From the stated amount inclusive of Gross Statutory Revenue, Value Added Tax (VAT), Electronic Money Transfer Levy (EMTL), Exchange Difference (ED and Augmentation of N150.000 billion, the Federal Government received N424.867 Billion, the States received N453.724 Billion, the Local Government Councils got N329.864Billion, while the Oil Producing States received N90.415 Billion as Derivation, (13% of Mineral Revenue).


The sum of N80.993 Billion was given for the cost of collection, while N878.946 Billion was allocated for Transfers Intervention and Refunds.


The Communique issued by the Federation Account Allocation Committee (FAAC) at the end of the meeting indicated that the Gross Revenue available from the Value Added Tax (VAT) for the month of September 2024, was N583.675 Billion as against N573.341 Billion distributed in the preceding month, resulting in a increase.


From that amount, the sum of N23.347 Billion was allocated for the cost of collection and the sum of N16.810 Billion given for Transfers, Intervention and Refunds.

The remaining sum of N543.518 Billion was distributed  to the three tiers of government, of which the Federal Government got N81.258 Billion, the States received N271.759 Billion and Local Government Councils got N190.231 Billion.


Accordingly, the Gross Statutory Revenue of N1.043 Trillion received for the month was lower than the sum of N1.221 Trillion received in the previous month by N177.426 Billion. From the stated amount, the sum of N56.878 Billion was allocated for the cost of collection and a total sum of N862.136 Billion for Transfers, Intervention and Refunds.
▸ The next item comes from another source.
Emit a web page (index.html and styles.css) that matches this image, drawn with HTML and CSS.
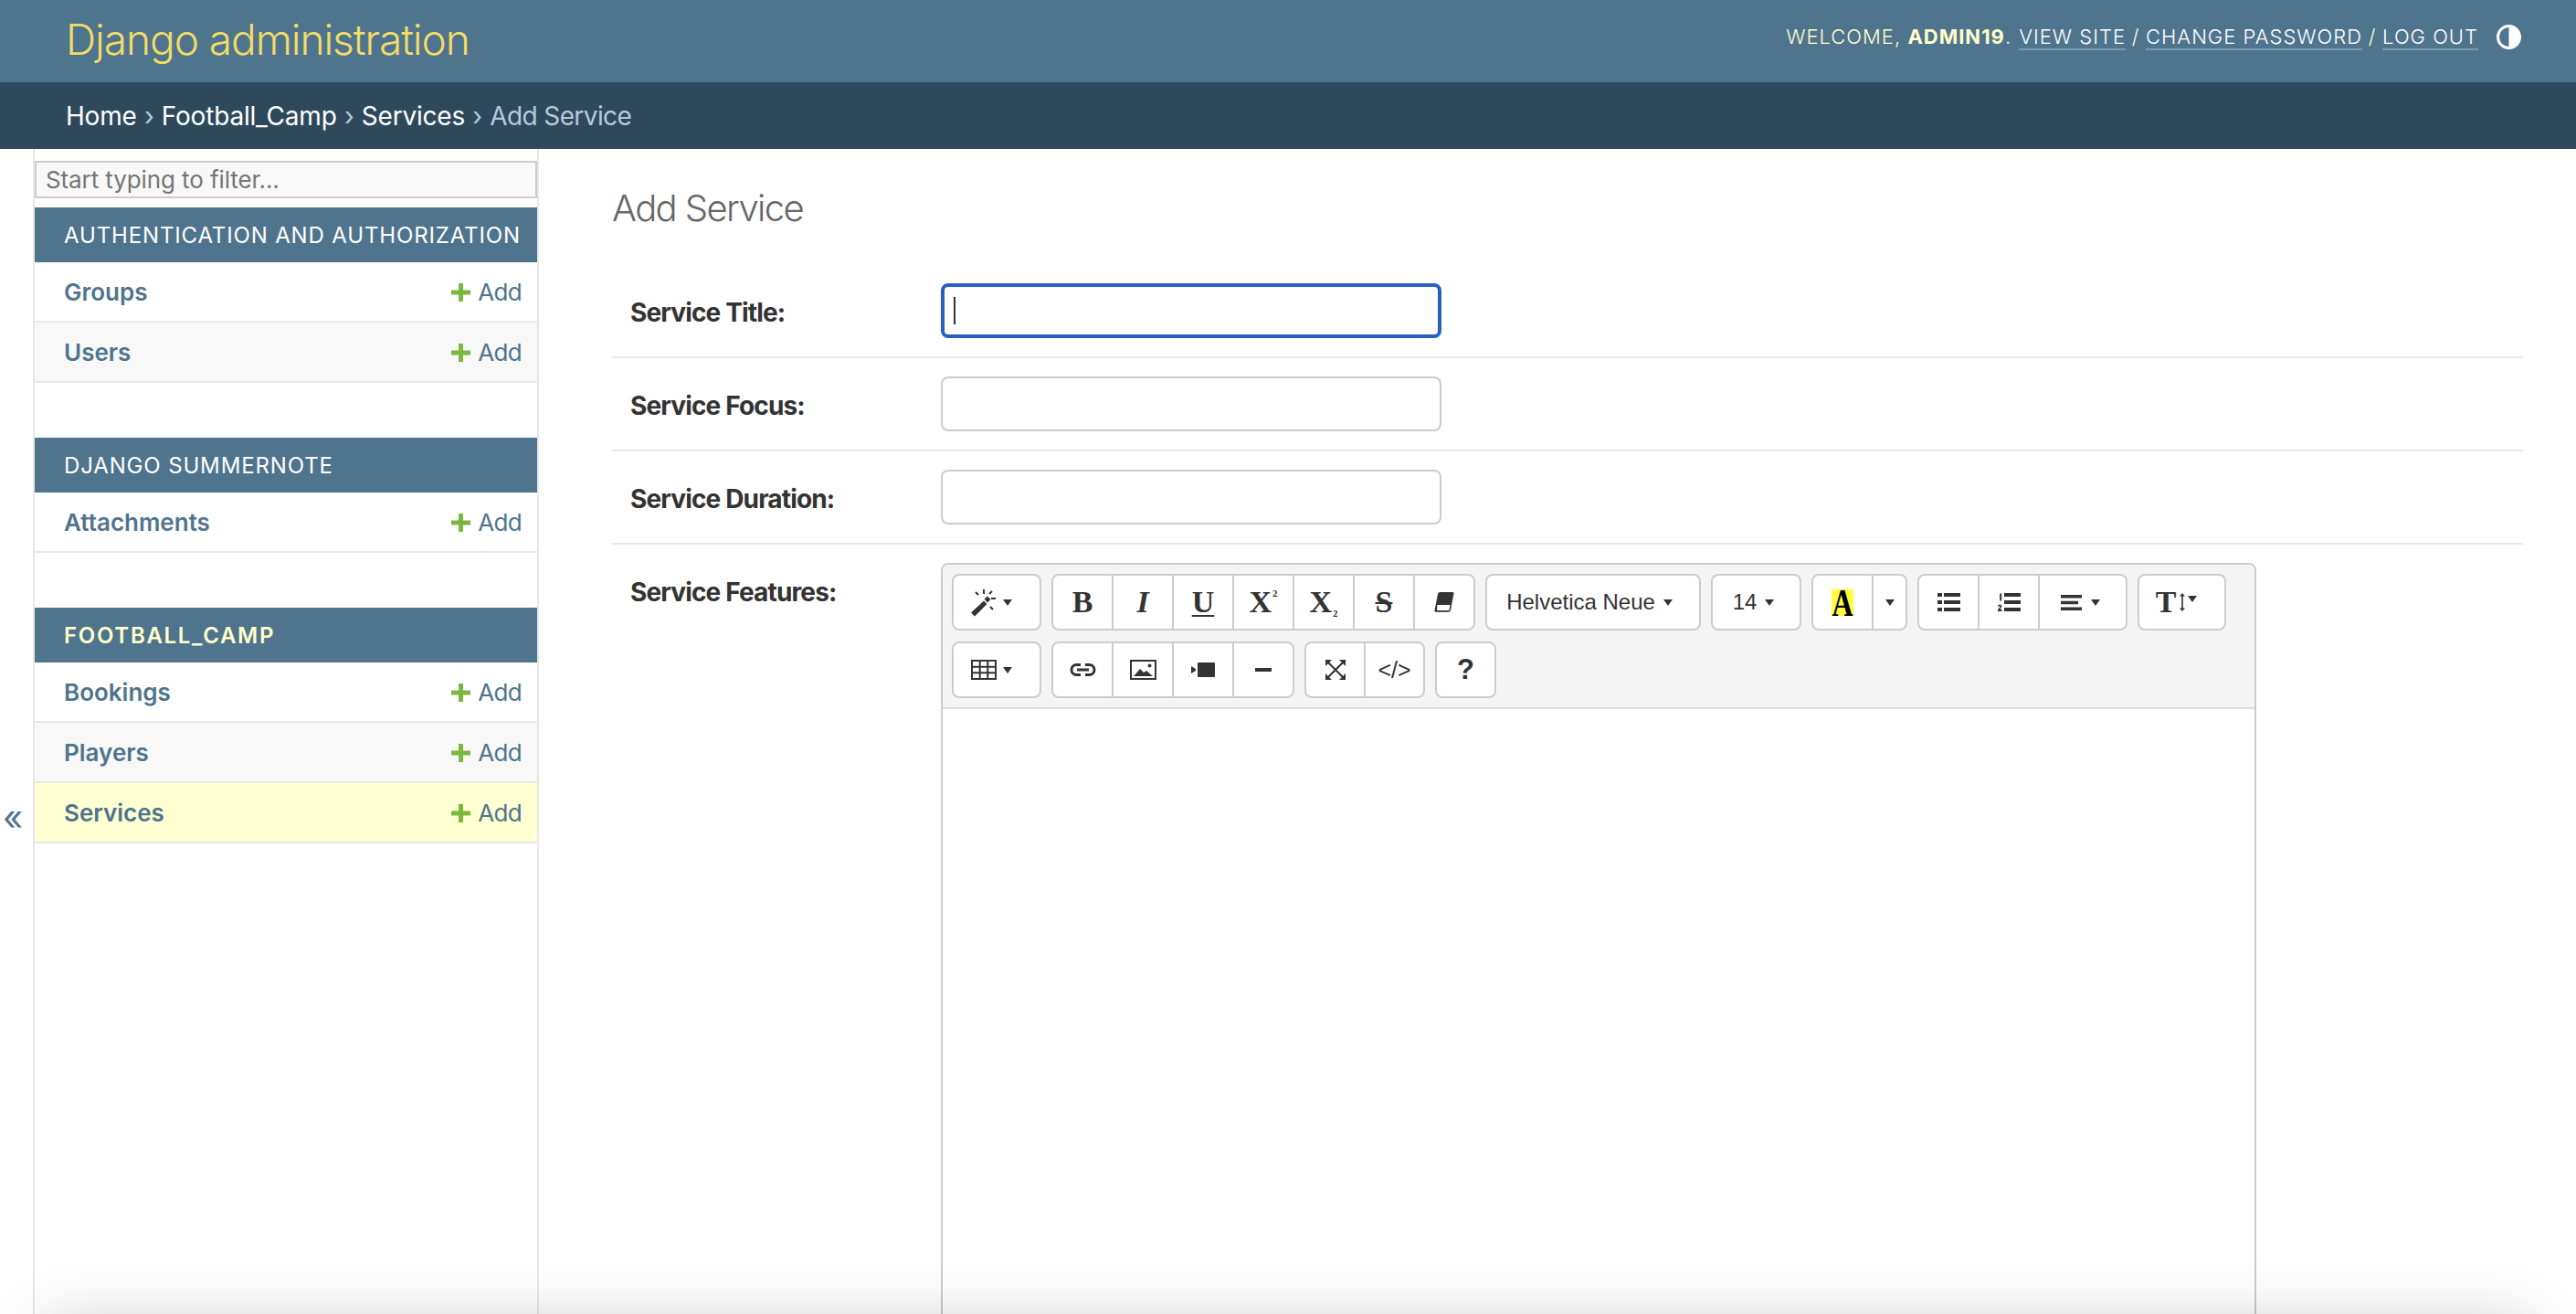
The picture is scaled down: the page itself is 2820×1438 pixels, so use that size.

The remaining  balance of  N124.718 Billion was distributed as follows to the three tiers of government: Federal Government got the sum of N43.037 Billion, States received N21.829 Billion, the sum of N16.829 Billion was allocated to LGCs and N43.021 Billion was given to Derivation Revenue (13% Mineral producing States).


Also, the sum of N19.213 Billion from  Electronic Money Transfer Levy (EMTL) was distributed to the three (3) tiers of government as follows: the Federal Government received N2.767 Billion, States got N9.222 Billion, Local Government Councils received N6.456 Billion, while N0.768 Billion was allocated for Cost of Collection.


The Communique also disclosed the sum of N462.191 Billion from Exchange Difference, which was shared as follows: Federal Government received N218.515 Billion, States got N110.834 Billion, the sum of N85.448 Billion was allocated to Local Government Councils, N47.394 Billion was given for Derivation (13% of Mineral Revenue).


It further disclosed of the Augmentation of N150.000 Billion which was shared as follows:Federal Government received N70.020 Billion, the States got N40.080 Billion and the LGCs received N30.900 Billion.


Oil and Royalty, Excise Duty, Electronic Money Transfer (EMTL) and CET levies increased considerably. While Value Added Tax (VAT) and Import Duty increased marginally. Petroleum Profit Tax (PPT) and Company Income Tax (CIT) and others recorded significant decreases.


According to the Communique, the total revenue distributable for the current month of September 2024, was drawn from Statutory Revenue of N124.716 Billion, Value Added Tax (VAT) of N534.518 Billion,  N18.445 Billion from Electronic Money Transfer Levy (EMTL), N462.191 Billion from Exchange Difference and Augmentation of N150.000 Billion, bringing the total distributable amount for the month to N1.298 Trillion.


The balance in the Excess Crude Account (ECA) as at October 2024 stands at $473.754.


In his opening remarks, the Honourable Minister of Finance and Coordinating Minister of the Economy, Mr Wale Edun, restated the President Bola Ahmed Tinubu-led Administration’s commitment to implementing policies, programmes and initiatives that will enhance revenue generation with a view to enhancing the overall well-being of Nigerians in line with contemporary realities.